The sums for the investment case might on one level appear to stack up, but we don't have the full picture at this stage.

Rising property prices, a growing population and improvements in the underlying economy all point in Cairn's favour. The team at the company have a lot of experience.

However, this is a closed IPO - which means the initial investors will be invited clients or those expressing an interest in investing. The prospectus has not been published and won't be until after the shares start trading.

We do know that Cairn has several good investment sites in Dublin and Galway. Total acquisition costs for these sites is €62m and the company estimates a gross development value of €366m for them.

The current owners include experienced investors like Alan McIntosh and Michael Stanley, formerly of Stanley Holdings. They are putting €29m into the business, but it isn't at all clear how much of the company they will own after the float.

The share register for Cairn shows the biggest shareholder is a company with an address at Davy Stockbrokers, called Everleigh Investment Partners Ltd. Everleigh is in turn owned by a Guernsey-registered company called Prime Developments Ltd.

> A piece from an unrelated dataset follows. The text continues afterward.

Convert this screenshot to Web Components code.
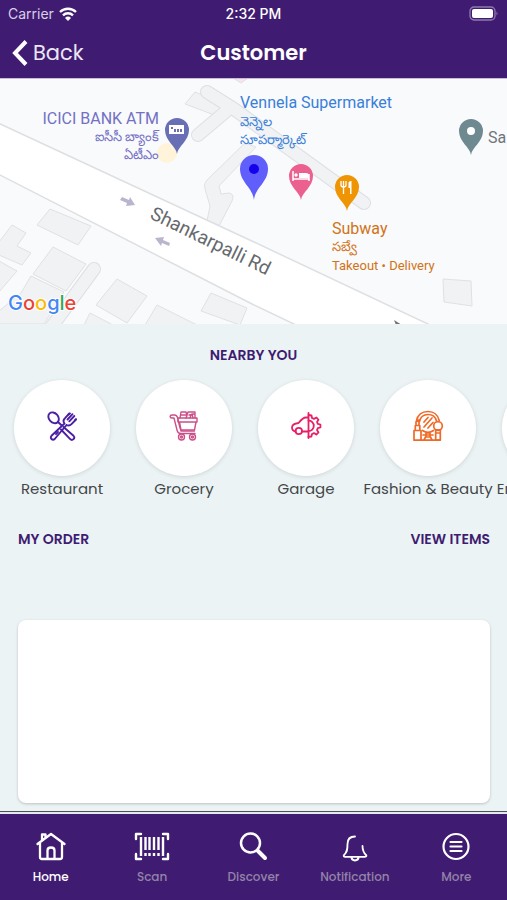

If the IPO goes well it will really knock on the head the moaning of the property industry that it can't build houses profitably at the moment. Surely Cairn Homes is confident that it can make a good profit out of building homes on these sites and a successful IPO will show that a lot of investors share the same view. Yet the industry has been complaining about a lack of margin and has hit the Government with an incentive wish list as long as your arm.

Are Cairn Homes shares a buy? Without the prospectus, I afraid I am between a Cairn and a hard place on that one!